What is Debt:
Debt is obtaining loan for the purpose of running a business and to fulfill
business financing requirements. Debt is borrowing. Debt may
be secured debt or unsecured debt. Secured debt is obtaining
loan or borrowing against security of asset. This security may
be a capital asset called as mortgaging against property or
this security may be current asset like inventory or future
receivables called as hypothecation.
Need for debt:
Debt is required to run a business that is to maintain the growth of the business and also to improve and increase the turnover of the business. The need for investment in business depends on the customer demand for the product. The ownership has limitations with regard to the amount of capital or investment that it can bring into the business. So the business is compelled to go for debt against security of its assets to finance its capital or investment requirements. The amount of borrowing may be short term or long term debt. That is debt may be short term debt or long term debt.
Short term debt and long term debt:
Short term debit is obtained to meet the working capital requirements of the business that is to meet payments of purchases of raw materials, to pay staff salaries and to meet administrative expenses and marketing expenses.

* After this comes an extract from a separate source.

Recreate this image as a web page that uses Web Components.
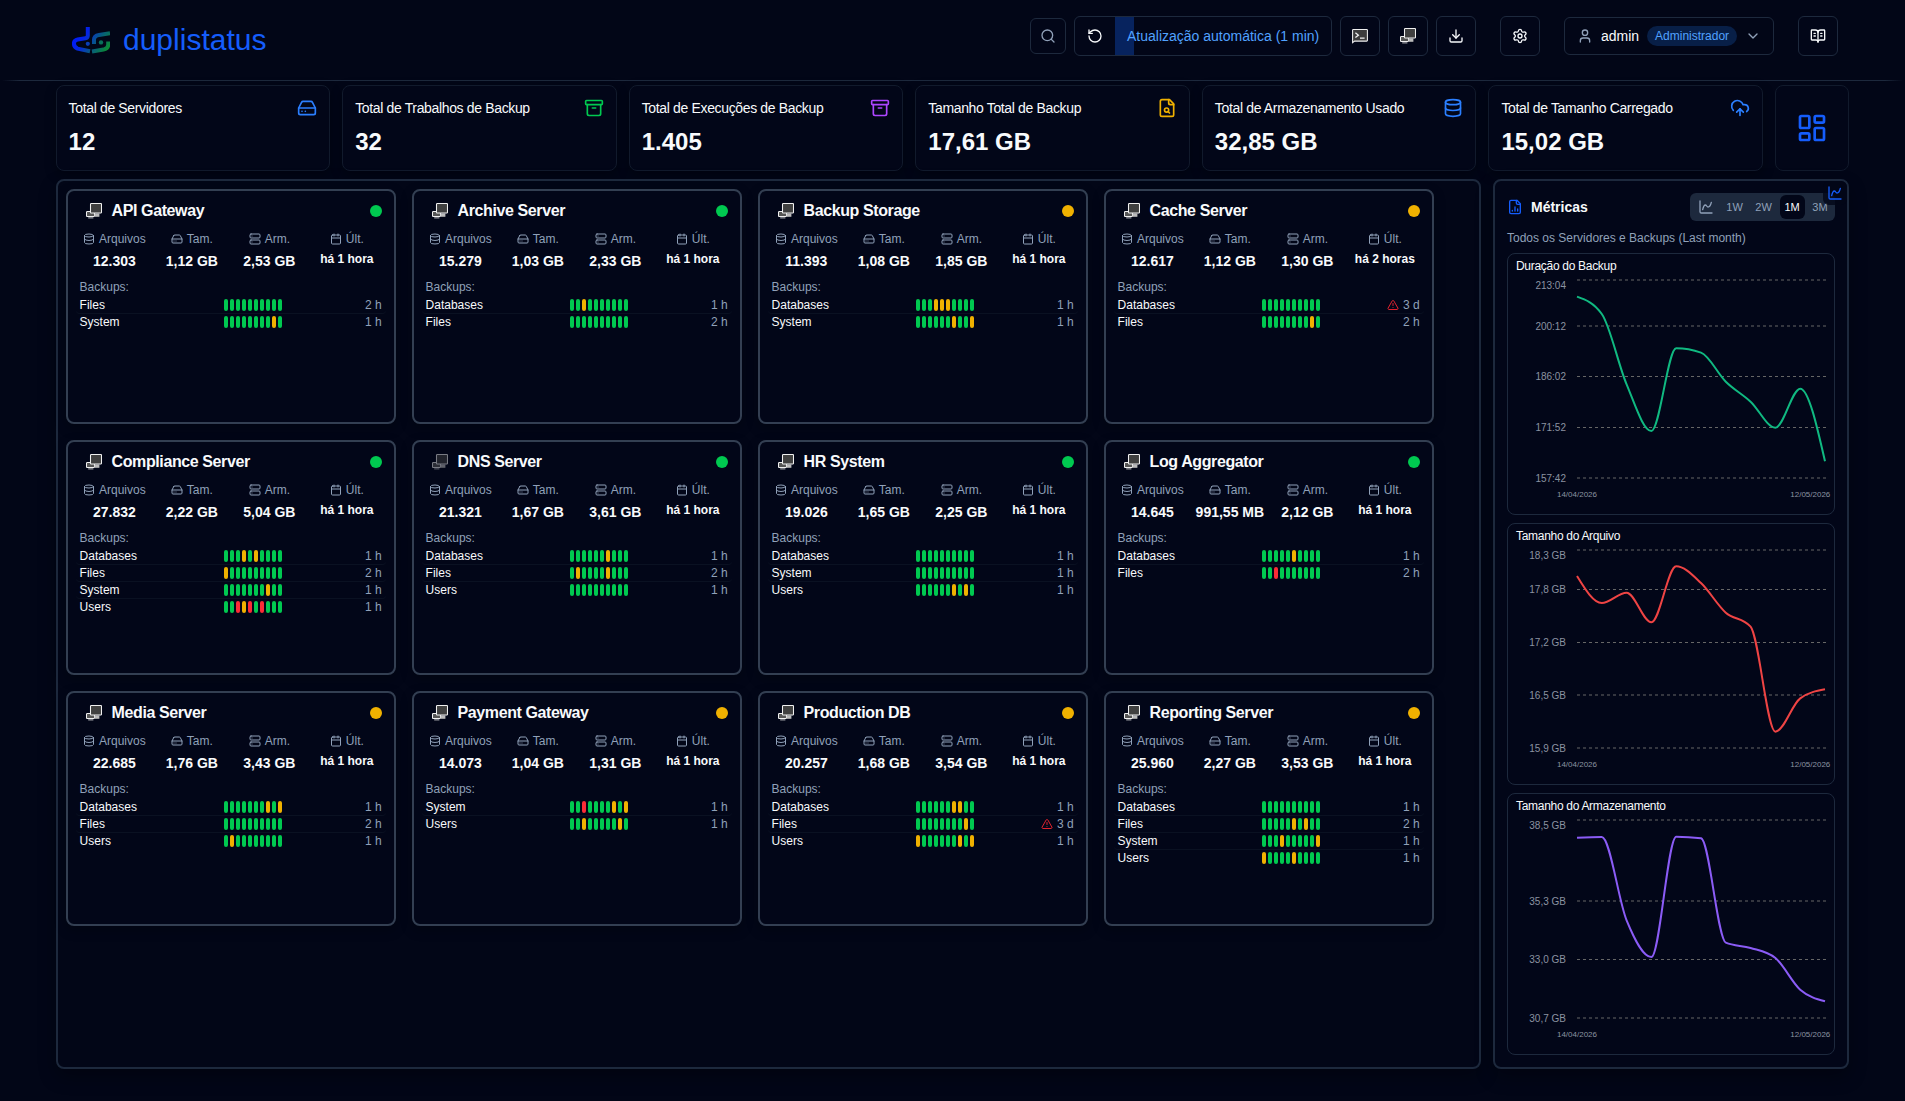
<!DOCTYPE html>
<html lang="pt-BR">
<head>
<meta charset="utf-8">
<title>duplistatus</title>
<style>
html,body{margin:0;height:100%;background:#020617}
body{font-family:"Liberation Sans",Arial,sans-serif;color:#f8fafc;overflow:hidden}
</style>
</head>
<body>
<dashboard-app></dashboard-app>
<script>
const ICONS = {
  search:'<circle cx="11" cy="11" r="8"/><path d="m21 21-4.3-4.3"/>',
  rotate:'<path d="M3 12a9 9 0 1 0 9-9 9.75 9.75 0 0 0-6.74 2.74L3 8"/><path d="M3 3v5h5"/>',
  download:'<path d="M12 15V3"/><path d="M21 15v4a2 2 0 0 1-2 2H5a2 2 0 0 1-2-2v-4"/><path d="m7 10 5 5 5-5"/>',
  settings:'<path d="M9.671 4.136a2.34 2.34 0 0 1 4.659 0 2.34 2.34 0 0 0 3.319 1.915 2.34 2.34 0 0 1 2.33 4.033 2.34 2.34 0 0 0 0 3.831 2.34 2.34 0 0 1-2.33 4.033 2.34 2.34 0 0 0-3.319 1.915 2.34 2.34 0 0 1-4.659 0 2.34 2.34 0 0 0-3.32-1.915 2.34 2.34 0 0 1-2.33-4.033 2.34 2.34 0 0 0 0-3.831A2.34 2.34 0 0 1 6.35 6.051a2.34 2.34 0 0 0 3.319-1.915"/><circle cx="12" cy="12" r="3"/>',
  user:'<path d="M19 21v-2a4 4 0 0 0-4-4H9a4 4 0 0 0-4 4v2"/><circle cx="12" cy="7" r="4"/>',
  chevron:'<path d="m6 9 6 6 6-6"/>',
  book:'<path d="M12 7v14"/><path d="M16 12h2"/><path d="M16 8h2"/><path d="M3 18a1 1 0 0 1-1-1V4a1 1 0 0 1 1-1h5a4 4 0 0 1 4 4 4 4 0 0 1 4-4h5a1 1 0 0 1 1 1v13a1 1 0 0 1-1 1h-6a3 3 0 0 0-3 3 3 3 0 0 0-3-3z"/><path d="M6 12h2"/><path d="M6 8h2"/>',
  drive:'<path d="M22 12H2"/><path d="M5.45 5.11 2 12v6a2 2 0 0 0 2 2h16a2 2 0 0 0 2-2v-6l-3.45-6.89A2 2 0 0 0 16.76 4H7.24a2 2 0 0 0-1.79 1.11z"/><path d="M6 16h.01"/><path d="M10 16h.01"/>',
  archive:'<rect width="20" height="5" x="2" y="3" rx="1"/><path d="M4 8v11a2 2 0 0 0 2 2h12a2 2 0 0 0 2-2V8"/><path d="M10 12h4"/>',
  filesearch:'<path d="M15 2H6a2 2 0 0 0-2 2v16a2 2 0 0 0 2 2h12a2 2 0 0 0 2-2V7Z"/><path d="M14 2v4a2 2 0 0 0 2 2h4"/><circle cx="11.5" cy="14.5" r="2.5"/><path d="M13.3 16.3 15 18"/>',
  database:'<ellipse cx="12" cy="5" rx="9" ry="3"/><path d="M3 5v14a9 3 0 0 0 18 0V5"/><path d="M3 12a9 3 0 0 0 18 0"/>',
  upload:'<path d="M12 13v8"/><path d="M4 14.899A7 7 0 1 1 15.71 8h1.79a4.5 4.5 0 0 1 2.5 8.242"/><path d="m8 17 4-4 4 4"/>',
  dashboard:'<rect width="7" height="9" x="3" y="3" rx="1"/><rect width="7" height="5" x="14" y="3" rx="1"/><rect width="7" height="9" x="14" y="12" rx="1"/><rect width="7" height="5" x="3" y="16" rx="1"/>',
  server:'<rect width="20" height="8" x="2" y="2" rx="2"/><rect width="20" height="8" x="2" y="14" rx="2"/><path d="M6 6h.01"/><path d="M6 18h.01"/>',
  calendar:'<path d="M8 2v4"/><path d="M16 2v4"/><rect width="18" height="18" x="3" y="4" rx="2"/><path d="M3 10h18"/>',
  alert:'<path d="m21.73 18-8-14a2 2 0 0 0-3.48 0l-8 14A2 2 0 0 0 4 21h16a2 2 0 0 0 1.73-3"/><path d="M12 9v4"/><path d="M12 17h.01"/>',
  filechart:'<path d="M15 2H6a2 2 0 0 0-2 2v16a2 2 0 0 0 2 2h12a2 2 0 0 0 2-2V7Z"/><path d="M14 2v4a2 2 0 0 0 2 2h4"/><path d="M8 18v-1"/><path d="M12 18v-6"/><path d="M16 18v-3"/>',
  spline:'<path d="M3 3v16a2 2 0 0 0 2 2h16"/><path d="M7 16c.5-2 1.5-7 4-7 2 0 2 3 4 3 2.5 0 4.5-5 5-7"/>'
};
// Two-tone glyphs on a 16-unit grid
const TONED = {
  monitors:'<rect x=".5" y="8.5" width="8" height="5" rx=".8" fill="#555"/><path d="M2.2 14.9h5.2" stroke-width=".8"/><rect x="8.6" y="10.5" width="4.8" height="3.3" fill="#bbb" stroke="none"/><rect x="4.5" y=".5" width="11" height="9.5" rx=".8" fill="#404040"/>',
  terminal:'<path d="M.6 14.6V2Q.6 1.4 1.3 1.4H14.7Q15.4 1.4 15.4 2V12.5Q15.4 13.1 14.7 13.1H2.6L.6 14.6z" fill="#3c3c3c"/><path d="M3.4 4.8l3 2.4-3 2.4M8 10.2h4.6" fill="none" stroke-width="1.3"/>'
};

class DsIcon extends HTMLElement{
  connectedCallback(){
    const n=this.getAttribute('name'), s=this.getAttribute('size')||16;
    const svg=TONED[n]
      ? `<svg width="${s}" height="${s}" viewBox="0 0 16 16" stroke="#f0f0f0" stroke-width="1.05">${TONED[n]}</svg>`
      : `<svg width="${s}" height="${s}" viewBox="0 0 24 24" fill="none" stroke="currentColor" stroke-width="2" stroke-linecap="round" stroke-linejoin="round">${ICONS[n]}</svg>`;
    this.attachShadow({mode:'open'}).innerHTML=`<style>:host{display:block;flex:none;width:${s}px;height:${s}px}svg{display:block}</style>${svg}`;
  }
}
customElements.define('ds-icon',DsIcon);

class IconButton extends HTMLElement{
  connectedCallback(){
    this.attachShadow({mode:'open'}).innerHTML=`<style>
    :host{display:flex;align-items:center;justify-content:center;box-sizing:border-box;width:40px;height:40px;border:1px solid #1d293d;border-radius:6px;background:#020618;flex:none}
    </style><slot></slot>`;
  }
}
customElements.define('icon-button',IconButton);

class AppLogo extends HTMLElement{
  connectedCallback(){
    this.attachShadow({mode:'open'}).innerHTML=`<style>
    :host{display:flex;align-items:center;gap:13px}
    svg{display:block}
    span{font-size:30px;line-height:36px;color:#155dfc}
    </style>
    <svg width="38" height="27" viewBox="0 0 38 27">
      <defs><linearGradient id="g" gradientUnits="userSpaceOnUse" x1="4" y1="4" x2="36" y2="24"><stop offset="0" stop-color="#0018ff"/><stop offset=".3" stop-color="#0526e0"/><stop offset=".62" stop-color="#075a80"/><stop offset="1" stop-color="#0b8f2c"/></linearGradient></defs>
      <g fill="none" stroke="url(#g)" stroke-width="4">
        <path d="M15.8 0V8.4Q15.8 10.8 13.4 11.2L5.6 12.5Q1.9 13.2 1.9 16.6T5.6 21.6L18 24.2"/>
        <path d="M38 6.2L27 7.9Q22 8.7 22 12.6V17"/>
        <path d="M20 24.4L31.5 22.6Q36.2 21.7 36.2 17.6V14.6"/>
      </g>
      <circle cx="15.8" cy="16.8" r="2.1" fill="#0a3fb8"/><circle cx="29" cy="15.4" r="2.2" fill="#08705a"/>
    </svg><span>duplistatus</span>`;
  }
}
customElements.define('app-logo',AppLogo);

class AppHeader extends HTMLElement{
  connectedCallback(){
    this.attachShadow({mode:'open'}).innerHTML=`<style>
    :host{display:block}
    header{display:flex;justify-content:space-between;align-items:flex-start;height:80px;padding:0 67px 0 72px}
    app-logo{height:80px}
    .tools{display:flex;align-items:center;height:72px;gap:8px}
    .rule{height:1px;background:linear-gradient(90deg,transparent 2px,#1d293d 20px,#1d293d calc(100% - 20px),transparent calc(100% - 2px))}
    .small{width:36px;height:36px;color:#90a1b9}
    .refresh{display:flex;box-sizing:border-box;width:258px;height:40px;border:1px solid #1d293d;border-radius:6px;overflow:hidden;background:#020618}
    .go{width:40px;display:flex;align-items:center;justify-content:center}
    .auto{flex:1;display:flex;align-items:center;padding-left:12px;font-size:14px;color:#51a2ff;white-space:nowrap;background:linear-gradient(#07235e,#07235e) 0 0/19px 100% no-repeat}
    .set,.doc,.user{margin-left:16px}
    .user{display:flex;align-items:center;gap:8px;box-sizing:border-box;width:210px;height:38px;padding:0 12px;border:1px solid #1d293d;border-radius:6px;font-size:14px}
    .user ds-icon{color:#90a1b9}
    .badge{flex:1;text-align:center;height:20px;line-height:20px;border-radius:10px;background:#081f47;color:#51a2ff;font-size:12px}
    </style>
    <header><app-logo></app-logo>
      <div class="tools">
        <icon-button class="small"><ds-icon name="search"></ds-icon></icon-button>
        <div class="refresh"><div class="go"><ds-icon name="rotate"></ds-icon></div><div class="auto">Atualização automática (1 min)</div></div>
        <icon-button><ds-icon name="terminal"></ds-icon></icon-button>
        <icon-button><ds-icon name="monitors"></ds-icon></icon-button>
        <icon-button><ds-icon name="download"></ds-icon></icon-button>
        <icon-button class="set"><ds-icon name="settings"></ds-icon></icon-button>
        <div class="user"><ds-icon name="user"></ds-icon><span>admin</span><span class="badge">Administrador</span><ds-icon name="chevron"></ds-icon></div>
        <icon-button class="doc"><ds-icon name="book"></ds-icon></icon-button>
      </div>
    </header><div class="rule"></div>`;
  }
}
customElements.define('app-header',AppHeader);

class StatCard extends HTMLElement{
  connectedCallback(){
    this.attachShadow({mode:'open'}).innerHTML=`<style>
    :host{display:block;box-sizing:border-box;height:86px;padding:12px;border:1px solid #111a2c;border-radius:8px;background:#020618;box-shadow:0 4px 12px rgba(0,0,0,.3)}
    .top{display:flex;justify-content:space-between;height:20px;margin-bottom:8px}
    .label{font-size:14px;line-height:20px;letter-spacing:-.35px;white-space:nowrap}
    .value{font-size:24px;line-height:32px;font-weight:700}
    ds-icon{color:${this.getAttribute('tint')}}
    </style>
    <div class="top"><span class="label"><slot></slot></span><ds-icon name="${this.getAttribute('icon')}" size="20"></ds-icon></div>
    <div class="value">${this.getAttribute('value')}</div>`;
  }
}
customElements.define('stat-card',StatCard);

// One small bar per recent backup: g = success, y = warning, r = error
class StatusBars extends HTMLElement{
  connectedCallback(){
    this.attachShadow({mode:'open'}).innerHTML=`<style>
    :host{display:flex;gap:2px}
    i{width:4px;height:12px;border-radius:2px;background:#00c950}
    .y{background:#f0b100}.r{background:#fb2c36}
    </style>${[...this.getAttribute('runs')].map(c=>`<i class="${c}"></i>`).join('')}`;
  }
}
customElements.define('status-bars',StatusBars);

class ServerCard extends HTMLElement{
  set data(d){
    const [name,tone,files,size,stored,last,rows,dim]=d;
    const stat=(icon,label,val,cls='')=>`<div class="stat"><div class="lab"><ds-icon name="${icon}" size="12"></ds-icon><span>${label}</span></div><div class="val ${cls}">${val}</div></div>`;
    this.attachShadow({mode:'open'}).innerHTML=`<style>
    :host{display:block;box-sizing:border-box;width:330px;height:235px;padding:8px 12px 0;border:2px solid #333f52;border-radius:8px;background:#020618;box-shadow:0 4px 12px rgba(0,0,0,.25)}
    .head{display:flex;align-items:center;height:24px;padding-left:6px;margin-bottom:8px}
    .head ds-icon{margin-right:10px;${dim?'opacity:.5':''}}
    .name{flex:1;font-size:16px;font-weight:700;letter-spacing:-.4px;line-height:24px}
    .dot{width:12px;height:12px;border-radius:50%;background:${tone==='g'?'#00c950':'#f0b100'}}
    .stats{display:grid;grid-template-columns:repeat(4,1fr);gap:8px;height:40px}
    .lab{display:flex;gap:4px;align-items:center;justify-content:center;height:16px;font-size:12px;line-height:16px;color:#90a1b9}
    .val{font-size:14px;font-weight:700;line-height:20px;text-align:center;white-space:nowrap;margin:4px -8px 0}
    .val.last{font-size:12px;line-height:16px;margin-top:4px}
    .sub{font-size:12px;line-height:16px;margin-top:8px;height:18px;color:#90a1b9}
    .row{display:grid;grid-template-columns:144px 58px 1fr;align-items:center;height:16px;margin:0 -4px;padding:0 4px;border-bottom:1px solid #0a1122;border-radius:4px;font-size:12px;line-height:16px}
    .row:last-child{border-bottom:0}
    .time{display:flex;justify-content:flex-end;align-items:center;gap:4px;color:#90a1b9}
    .time ds-icon{color:#e0232f}
    </style>
    <div class="head"><ds-icon name="monitors"></ds-icon><span class="name">${name}</span><span class="dot"></span></div>
    <div class="stats">${stat('database','Arquivos',files)}${stat('drive','Tam.',size)}${stat('server','Arm.',stored)}${stat('calendar','Últ.',last,'last')}</div>
    <div class="sub">Backups:</div>
    <div>${rows.map(([n,b,t])=>`<div class="row"><span>${n}</span><status-bars runs="${b}"></status-bars><span class="time">${t==='3 d'?'<ds-icon name="alert" size="12"></ds-icon>':''}<span>${t}</span></span></div>`).join('')}</div>`;
  }
}
customElements.define('server-card',ServerCard);

// Monotone cubic interpolation through the points
function monotone(p){
  const n=p.length,m=[],s=[];
  for(let i=0;i<n-1;i++)s.push((p[i+1][1]-p[i][1])/(p[i+1][0]-p[i][0]));
  for(let i=1;i<n-1;i++){
    const h0=p[i][0]-p[i-1][0],h1=p[i+1][0]-p[i][0],a=s[i-1],b=s[i],q=(a*h1+b*h0)/(h0+h1);
    m[i]=(Math.sign(a)+Math.sign(b))*Math.min(Math.abs(a),Math.abs(b),.5*Math.abs(q))||0;
  }
  m[0]=(3*s[0]-m[1])/2; m[n-1]=(3*s[n-2]-m[n-2])/2;
  let d=`M${p[0]}`;
  for(let i=0;i<n-1;i++){const h=(p[i+1][0]-p[i][0])/3;d+=`C${p[i][0]+h},${p[i][1]+h*m[i]} ${p[i+1][0]-h},${p[i+1][1]-h*m[i+1]} ${p[i+1]}`;}
  return d;
}
class MetricChart extends HTMLElement{
  set data({title,color,ticks,ys}){
    const pts=ys.map((y,i)=>[70+i*24.8,y]);
    this.attachShadow({mode:'open'}).innerHTML=`<style>
    :host{display:block;box-sizing:border-box;height:262px;border:1px solid #1d293d;border-radius:8px;padding-top:4px}
    .t{font-size:12px;line-height:16px;letter-spacing:-.3px;padding-left:8px}
    svg{display:block}
    text{font-family:"Liberation Sans",Arial,sans-serif;font-size:10px;fill:#8b93a1}
    .x{font-size:8px;text-anchor:middle}.y{text-anchor:end}
    </style><div class="t">${title}</div>
    <svg width="326" height="240" viewBox="1 21 326 240">
    ${ticks.map(([l,y],i)=>`<path d="M70 ${y}H319" stroke="#666" stroke-dasharray="3 3"/><text class="y" x="59" y="${(i?y:32)+3.6}">${l}</text>`).join('')}
    <text class="x" x="70" y="243.7">14/04/2026</text><text class="x" x="303.3" y="243.7">12/05/2026</text>
    <path d="${monotone(pts)}" fill="none" stroke="${color}" stroke-width="2"/></svg>`;
  }
}
customElements.define('metric-chart',MetricChart);

class MetricsPanel extends HTMLElement{
  connectedCallback(){
    const r=this.attachShadow({mode:'open'});
    r.innerHTML=`<style>
    :host{display:block;position:relative;box-sizing:border-box;width:356px;height:890px;padding:12px;border:2px solid #1d293d;border-radius:8px;background:#020618;box-shadow:0 8px 18px rgba(0,0,0,.3)}
    .head{display:flex;align-items:center;height:28px}
    .head>ds-icon{color:#155dfc;margin-right:8px}
    h2{flex:1;margin:0;font-size:14px;line-height:20px}
    .tabs{display:flex;align-items:center;gap:2.8px;box-sizing:border-box;width:145px;height:28px;padding-left:8px;border-radius:6px;background:#1d293d;color:#90a1b9;font-size:11px;overflow:hidden}
    .tabs ds-icon{margin-right:4.6px}
    .tabs span{height:24px;line-height:24px;padding:0 4.9px;border-radius:6px;white-space:nowrap}
    .tabs .on{background:#020618;color:#f8fafc}
    .sub{font-size:12px;line-height:16px;color:#90a1b9;margin:9px 0 7px}
    .list{display:flex;flex-direction:column;gap:8px}
    .float{position:absolute;top:0;right:0;width:24px;height:24px;display:flex;align-items:center;justify-content:center;border-radius:6px;background:rgba(2,6,24,.8);color:#155dfc}
    </style>
    <div class="head"><ds-icon name="filechart"></ds-icon><h2>Métricas</h2>
      <div class="tabs"><ds-icon name="spline"></ds-icon><span>1W</span><span>2W</span><span class="on">1M</span><span>3M</span></div></div>
    <div class="sub">Todos os Servidores e Backups (Last month)</div>
    <div class="list"></div>
    <div class="float"><ds-icon name="spline"></ds-icon></div>`;
    const o1=v=>v.map(y=>y/3-83), o2=v=>v.map(y=>y/3-13);
    [
      {title:'Duração do Backup',color:'#10b981',ticks:[['213:04',27],['200:12',73],['186:02',123.5],['171:52',174.5],['157:42',225]],ys:o1([380,432,643,783,535,548,635,695,773,656,874])},
      {title:'Tamanho do Arquivo',color:'#ef4444',ticks:[['18,3 GB',27],['17,8 GB',66.5],['17,2 GB',119.5],['16,5 GB',172],['15,9 GB',225]],ys:o2([198,279,248,337,169,219,308,350,665,565,538])},
      {title:'Tamanho do Armazenamento',color:'#8b5cf6',ticks:[['38,5 GB',27],['35,3 GB',108],['33,0 GB',166.5],['30,7 GB',225]],ys:o2([173,171,421,531,170,175,488,504,534,629,664])}
    ].forEach(d=>{const c=document.createElement('metric-chart');c.data=d;r.querySelector('.list').append(c)});
  }
}
customElements.define('metrics-panel',MetricsPanel);

const H='há 1 hora', G='gggggggggg';
const SERVERS=[
 ['API Gateway','g','12.303','1,12 GB','2,53 GB',H,[['Files',G,'2 h'],['System','ggggggggyg','1 h']]],
 ['Archive Server','g','15.279','1,03 GB','2,33 GB',H,[['Databases','ggyggggggg','1 h'],['Files',G,'2 h']]],
 ['Backup Storage','y','11.393','1,08 GB','1,85 GB',H,[['Databases','gggyyygggg','1 h'],['System','ggggggyggy','1 h']]],
 ['Cache Server','y','12.617','1,12 GB','1,30 GB','há 2 horas',[['Databases',G,'3 d'],['Files','ggggggggyg','2 h']]],
 ['Compliance Server','g','27.832','2,22 GB','5,04 GB',H,[['Databases','gggygygggg','1 h'],['Files','yggggggggg','2 h'],['System','gggggggygg','1 h'],['Users','ggryrgrggg','1 h']]],
 ['DNS Server','g','21.321','1,67 GB','3,61 GB',H,[['Databases','ggggggyggg','1 h'],['Files','gyggggyggg','2 h'],['Users',G,'1 h']],true],
 ['HR System','g','19.026','1,65 GB','2,25 GB',H,[['Databases',G,'1 h'],['System',G,'1 h'],['Users','ggggggygyg','1 h']]],
 ['Log Aggregator','g','14.645','991,55 MB','2,12 GB',H,[['Databases','gggggygggg','1 h'],['Files','ggrggggggg','2 h']]],
 ['Media Server','y','22.685','1,76 GB','3,43 GB',H,[['Databases','gggggggygy','1 h'],['Files',G,'2 h'],['Users','gygggggggg','1 h']]],
 ['Payment Gateway','y','14.073','1,04 GB','1,31 GB',H,[['System','ggrggggygy','1 h'],['Users','ggygggggyg','1 h']]],
 ['Production DB','y','20.257','1,68 GB','3,54 GB',H,[['Databases','ggggggyygg','1 h'],['Files','ggggggggyg','3 d'],['Users','yggggggygy','1 h']]],
 ['Reporting Server','y','25.960','2,27 GB','3,53 GB',H,[['Databases',G,'1 h'],['Files','gggggygygg','2 h'],['System','gggygggggy','1 h'],['Users','yggggygggg','1 h']]]
];
class DashboardApp extends HTMLElement{
  connectedCallback(){
    const r=this.attachShadow({mode:'open'});
    r.innerHTML=`<style>
    :host{display:block;height:1101px}
    main{padding:4px 56px 0 55.6px}
    .top{display:grid;grid-template-columns:repeat(6,1fr) 74px;gap:12px;margin-bottom:8px}
    .toggle{width:74px;height:86px;border-color:#111a2c;border-radius:8px;color:#155dfc}
    .body{display:flex;gap:12px}
    .panel{flex:1;box-sizing:border-box;height:890px;padding:8px;border:2px solid #1d293d;border-radius:8px;background:#020617;box-shadow:0 8px 18px rgba(0,0,0,.3)}
    .grid{display:grid;grid-template-columns:repeat(4,330px);gap:16px}
    </style>
    <app-header></app-header>
    <main>
      <div class="top">
        <stat-card icon="drive" tint="#2b7fff" value="12">Total de Servidores</stat-card>
        <stat-card icon="archive" tint="#00c950" value="32">Total de Trabalhos de Backup</stat-card>
        <stat-card icon="archive" tint="#ad46ff" value="1.405">Total de Execuções de Backup</stat-card>
        <stat-card icon="filesearch" tint="#f0b100" value="17,61 GB">Tamanho Total de Backup</stat-card>
        <stat-card icon="database" tint="#2b7fff" value="32,85 GB">Total de Armazenamento Usado</stat-card>
        <stat-card icon="upload" tint="#2b7fff" value="15,02 GB">Total de Tamanho Carregado</stat-card>
        <icon-button class="toggle"><ds-icon name="dashboard" size="32"></ds-icon></icon-button>
      </div>
      <div class="body"><div class="panel"><div class="grid"></div></div><metrics-panel></metrics-panel></div>
    </main>`;
    const g=r.querySelector('.grid');
    SERVERS.forEach(s=>{const c=document.createElement('server-card');c.data=s;g.append(c)});
  }
}
customElements.define('dashboard-app',DashboardApp);
</script>
</body>
</html>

Long term debt is obtained to finance capital investments like purchase of assets like machines, land and buildings, new factory etc.
Debt leveraging is a business strategy to obtain debt against net worth of the assets to finance the capital expansion of the business that is to increase the production capacity of the business or to acquire a competitor's business. As per banking norms, a healthy debt equity ratio is 2 is to 1. That is for every one dollar of equity available in the business, the business can go for 2 dollars of debt financing.
Why debt financing instead of equity financing:
1. Tax benefits
2. Debt is repayable
3. Equity financing is sharing of ownership
1. Tax benefits:
The main advantage of debt loan is tax benefits available in almost all countries. That is interest paid on debt loan is tax deductible expenditure, whereas dividend paid on equity is not tax deductible expenditure. To that extent the actual cash outflow is reduced by the available tax benefit. So in capital investment decisions, this aspect plays a critical part in arriving at a decision.
2. Debt is repayable:
Interest and principal portion is repayable as per the agreed term or period. This in turn depends on the future cash inflows of the business. Suppose a business goes for expansion of production capacity from 100000 tablets to 150000 tablets manufacturing capacity and goes for 1/3 portion to equity financing and 2/3 portion to debt financing. The cash inflow or margin obtained out of the 50000 extra tablets sold is utilized to repay the debt loan over a period of time.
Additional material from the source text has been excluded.